Duhaime's Law Dictionary

International Convention on Salvage, 1989 Definition:

An international treaty which standardizes, for signatories, the rules related to salvage and the compensation thereof.

Replaced a 1910 version which had been issued in Brussels, known as the Assistance and Salvage Convention 1910.

The 1989 version recognizes the additional resources related to addressing, whilst salvaging, environment concerns, even providing for compensation where the vessel is ultimately lost, but, through salvage efforts, harm to the environment diminished.

As Gold writes in Maritime Law:

"The perceived problem was that the protection of the marine environment, which may have to take priority during salvage operations, would significantly alter ... basic salvage principles...."

The Convention contains a significant Good Samaritan clause;

"Every master is bound, so far as he can do so without serious danger to his vessel and persons thereon, to render assistance to any person in danger of being lost at sea."

At the same time, a significant commercial disincentive is thrown in where a salvor must chose between effort to save a ship or its passengers. To wit, Article 16:

"No remuneration is due from persons whose lives are saved...."

The salvage compensation principle is at Article 12:

"Salvage operations which have had a useful result give right to a reward.... (N)o payment is due under this Convention if the salvage operations have had no useful result"

Key components of the Convention are a definition of compensable salvage and property as follows:

"Savage operation means any act or activity undertaken to assist a vessel or any other property in danger in navigable waters or in any other waters whatsoever.

"Property means any property not permanently and intentionally attached to the shoreline and includes freight at risk."

The Convention, at Article 8, requires that the salvor exercise "due care" and "to prevent or minimize damage to the environment" while undertaking the salvage as well as, "whenever circumstances reasonably require, to seek assistance from other salvors."

The Convention has a long list of criteria for judicial determination of the salvage reward:

  • "The salved value of the vessel and other property;
  • The skill and efforts of the salvors in preventing or minimizing damage to the environment;
  • The measure of success obtained by the salvor;
  • The nature and degree of the danger;
  • The skill and efforts of the salvors in salving the vessel, other property and life;
  • The time used and expenses and losses incurred by the salvors;
  • The risk of liability and other risks run by the salvors or their equipment;
  • The promptness of the services rendered;
  • The availability and use of vessels or other equipment intended for salvage operations;
  • The state of readiness and efficiency of the salvor's equipment and the value thereof."

Like any good legal right, the Convention leaves the window open for two years only :

"Any action relating to payment under this Convention shall be time-barred if judicial or arbitral proceedings have not been instituted within a period of two years. The limitation period commences on the day on which the salvage operations are terminated."
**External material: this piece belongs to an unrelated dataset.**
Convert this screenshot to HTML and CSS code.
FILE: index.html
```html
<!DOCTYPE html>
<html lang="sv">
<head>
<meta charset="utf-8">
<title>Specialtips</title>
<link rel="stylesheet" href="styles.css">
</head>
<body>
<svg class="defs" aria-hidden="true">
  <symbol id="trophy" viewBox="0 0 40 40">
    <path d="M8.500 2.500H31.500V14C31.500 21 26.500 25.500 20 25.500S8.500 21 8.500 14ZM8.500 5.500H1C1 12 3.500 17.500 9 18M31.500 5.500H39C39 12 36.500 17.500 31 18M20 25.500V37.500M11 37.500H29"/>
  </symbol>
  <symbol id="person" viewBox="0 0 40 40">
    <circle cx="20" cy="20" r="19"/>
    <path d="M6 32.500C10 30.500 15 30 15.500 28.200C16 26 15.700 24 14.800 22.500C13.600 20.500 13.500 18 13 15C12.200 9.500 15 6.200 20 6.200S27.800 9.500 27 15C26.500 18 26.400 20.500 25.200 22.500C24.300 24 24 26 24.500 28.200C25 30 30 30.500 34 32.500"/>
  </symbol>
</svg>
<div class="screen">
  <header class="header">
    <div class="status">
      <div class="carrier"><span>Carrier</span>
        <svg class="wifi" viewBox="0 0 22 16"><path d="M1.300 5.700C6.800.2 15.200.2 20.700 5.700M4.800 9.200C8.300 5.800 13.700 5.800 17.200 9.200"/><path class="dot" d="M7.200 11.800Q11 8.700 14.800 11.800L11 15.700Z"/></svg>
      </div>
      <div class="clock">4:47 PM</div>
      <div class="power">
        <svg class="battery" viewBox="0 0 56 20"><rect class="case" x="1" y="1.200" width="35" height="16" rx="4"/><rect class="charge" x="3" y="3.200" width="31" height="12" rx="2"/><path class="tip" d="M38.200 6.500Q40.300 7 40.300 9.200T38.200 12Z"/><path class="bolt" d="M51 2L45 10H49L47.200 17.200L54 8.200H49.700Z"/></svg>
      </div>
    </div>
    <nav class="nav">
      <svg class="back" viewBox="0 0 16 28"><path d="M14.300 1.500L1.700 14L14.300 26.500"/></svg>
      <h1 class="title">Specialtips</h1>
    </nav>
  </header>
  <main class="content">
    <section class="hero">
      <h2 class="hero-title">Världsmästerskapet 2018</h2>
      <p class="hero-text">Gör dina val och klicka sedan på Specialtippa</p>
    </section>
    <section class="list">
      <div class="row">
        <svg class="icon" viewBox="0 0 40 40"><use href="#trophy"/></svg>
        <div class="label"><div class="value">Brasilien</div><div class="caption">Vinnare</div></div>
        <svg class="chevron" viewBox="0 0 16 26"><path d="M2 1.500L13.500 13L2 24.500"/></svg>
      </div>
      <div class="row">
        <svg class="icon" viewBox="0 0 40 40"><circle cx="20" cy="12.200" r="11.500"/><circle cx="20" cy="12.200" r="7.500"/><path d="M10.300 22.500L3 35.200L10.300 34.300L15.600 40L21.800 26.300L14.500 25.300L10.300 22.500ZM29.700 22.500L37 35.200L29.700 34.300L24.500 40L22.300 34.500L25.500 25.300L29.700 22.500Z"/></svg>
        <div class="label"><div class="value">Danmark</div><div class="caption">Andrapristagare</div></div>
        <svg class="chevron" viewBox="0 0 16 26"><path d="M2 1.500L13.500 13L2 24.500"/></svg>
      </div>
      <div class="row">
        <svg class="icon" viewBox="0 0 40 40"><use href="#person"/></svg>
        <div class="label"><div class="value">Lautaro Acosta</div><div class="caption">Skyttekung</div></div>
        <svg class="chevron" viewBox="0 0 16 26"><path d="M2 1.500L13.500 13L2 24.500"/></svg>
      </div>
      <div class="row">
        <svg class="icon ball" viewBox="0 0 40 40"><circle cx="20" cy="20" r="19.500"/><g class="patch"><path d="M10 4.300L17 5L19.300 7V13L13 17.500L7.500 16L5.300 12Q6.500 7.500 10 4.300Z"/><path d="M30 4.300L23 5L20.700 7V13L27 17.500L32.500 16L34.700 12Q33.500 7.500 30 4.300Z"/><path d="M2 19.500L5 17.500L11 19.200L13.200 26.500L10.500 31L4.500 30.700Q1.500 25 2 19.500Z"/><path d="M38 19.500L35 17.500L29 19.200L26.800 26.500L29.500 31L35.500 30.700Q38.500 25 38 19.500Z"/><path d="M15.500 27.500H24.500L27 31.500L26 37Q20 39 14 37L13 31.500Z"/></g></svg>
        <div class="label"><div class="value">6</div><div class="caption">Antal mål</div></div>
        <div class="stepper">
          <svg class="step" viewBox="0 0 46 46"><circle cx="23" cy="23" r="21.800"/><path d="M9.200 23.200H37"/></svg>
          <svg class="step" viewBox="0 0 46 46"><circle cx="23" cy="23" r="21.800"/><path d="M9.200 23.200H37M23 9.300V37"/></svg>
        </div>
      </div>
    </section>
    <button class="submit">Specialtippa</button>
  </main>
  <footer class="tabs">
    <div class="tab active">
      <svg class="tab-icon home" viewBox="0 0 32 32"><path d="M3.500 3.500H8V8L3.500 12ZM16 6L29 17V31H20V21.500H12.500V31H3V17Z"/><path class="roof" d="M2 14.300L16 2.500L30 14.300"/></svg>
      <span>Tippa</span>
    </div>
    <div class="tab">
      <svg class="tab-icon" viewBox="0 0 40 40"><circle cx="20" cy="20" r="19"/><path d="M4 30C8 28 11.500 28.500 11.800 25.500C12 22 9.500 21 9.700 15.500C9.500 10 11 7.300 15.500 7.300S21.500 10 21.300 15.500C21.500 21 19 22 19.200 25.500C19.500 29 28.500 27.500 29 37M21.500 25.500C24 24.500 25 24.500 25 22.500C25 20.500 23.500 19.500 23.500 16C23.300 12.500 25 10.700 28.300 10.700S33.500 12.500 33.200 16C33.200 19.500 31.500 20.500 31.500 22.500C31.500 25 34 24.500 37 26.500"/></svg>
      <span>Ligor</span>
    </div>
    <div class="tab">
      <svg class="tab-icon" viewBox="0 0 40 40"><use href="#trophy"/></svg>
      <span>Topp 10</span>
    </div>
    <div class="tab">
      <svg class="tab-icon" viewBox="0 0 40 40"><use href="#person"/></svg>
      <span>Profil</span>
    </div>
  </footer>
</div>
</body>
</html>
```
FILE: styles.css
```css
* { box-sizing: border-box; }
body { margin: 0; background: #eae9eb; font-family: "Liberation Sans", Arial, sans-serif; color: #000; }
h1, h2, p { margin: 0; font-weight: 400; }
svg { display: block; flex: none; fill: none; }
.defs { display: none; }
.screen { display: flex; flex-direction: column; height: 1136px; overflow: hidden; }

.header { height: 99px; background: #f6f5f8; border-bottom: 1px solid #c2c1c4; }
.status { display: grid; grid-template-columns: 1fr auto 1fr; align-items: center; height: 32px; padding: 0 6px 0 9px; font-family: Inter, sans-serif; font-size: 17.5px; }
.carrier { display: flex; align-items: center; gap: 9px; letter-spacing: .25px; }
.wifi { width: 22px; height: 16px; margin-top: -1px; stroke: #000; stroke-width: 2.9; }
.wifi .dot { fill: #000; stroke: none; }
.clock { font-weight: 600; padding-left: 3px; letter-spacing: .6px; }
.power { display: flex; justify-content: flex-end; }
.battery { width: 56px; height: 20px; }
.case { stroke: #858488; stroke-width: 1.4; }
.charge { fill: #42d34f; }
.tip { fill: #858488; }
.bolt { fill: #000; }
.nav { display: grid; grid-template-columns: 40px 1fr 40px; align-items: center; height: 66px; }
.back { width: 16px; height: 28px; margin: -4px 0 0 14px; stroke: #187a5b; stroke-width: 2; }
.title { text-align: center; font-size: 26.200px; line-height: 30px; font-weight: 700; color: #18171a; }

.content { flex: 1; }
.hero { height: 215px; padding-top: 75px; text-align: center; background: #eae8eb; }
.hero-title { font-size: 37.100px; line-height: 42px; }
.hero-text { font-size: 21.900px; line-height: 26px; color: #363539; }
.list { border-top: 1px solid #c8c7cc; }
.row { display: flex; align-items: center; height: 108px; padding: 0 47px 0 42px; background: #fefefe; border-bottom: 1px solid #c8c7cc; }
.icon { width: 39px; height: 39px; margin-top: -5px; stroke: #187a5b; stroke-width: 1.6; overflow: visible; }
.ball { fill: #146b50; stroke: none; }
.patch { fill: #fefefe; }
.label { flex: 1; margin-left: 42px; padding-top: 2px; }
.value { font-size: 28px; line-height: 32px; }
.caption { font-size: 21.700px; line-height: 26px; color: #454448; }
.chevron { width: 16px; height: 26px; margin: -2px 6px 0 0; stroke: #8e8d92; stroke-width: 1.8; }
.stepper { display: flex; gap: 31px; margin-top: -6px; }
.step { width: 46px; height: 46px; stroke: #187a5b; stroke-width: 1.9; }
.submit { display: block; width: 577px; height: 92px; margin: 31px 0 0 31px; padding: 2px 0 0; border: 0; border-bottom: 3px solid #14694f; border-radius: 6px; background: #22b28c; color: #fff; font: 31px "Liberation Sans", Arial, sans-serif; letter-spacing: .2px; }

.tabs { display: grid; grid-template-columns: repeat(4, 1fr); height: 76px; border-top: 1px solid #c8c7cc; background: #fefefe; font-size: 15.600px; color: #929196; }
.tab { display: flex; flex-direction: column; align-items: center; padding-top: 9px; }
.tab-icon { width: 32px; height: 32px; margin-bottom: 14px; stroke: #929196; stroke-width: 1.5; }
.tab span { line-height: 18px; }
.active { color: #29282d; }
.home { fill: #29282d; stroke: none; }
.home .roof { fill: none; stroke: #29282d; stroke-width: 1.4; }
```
Most maritime jurisdictions have incorporated the terms of the Convention into their domestic law. Canada, for example, provides as follows at §142 of the Canada Shipping Act 2001:

"Subject to the reservations that Canada made and that are set out in Part 2 of Schedule 3, the International Convention on Salvage, 1989, ... is approved and declared to have the force of law in Canada. In the event of an inconsistency between the Convention and this Act or the regulations, the Convention prevails to the extent of the inconsistency."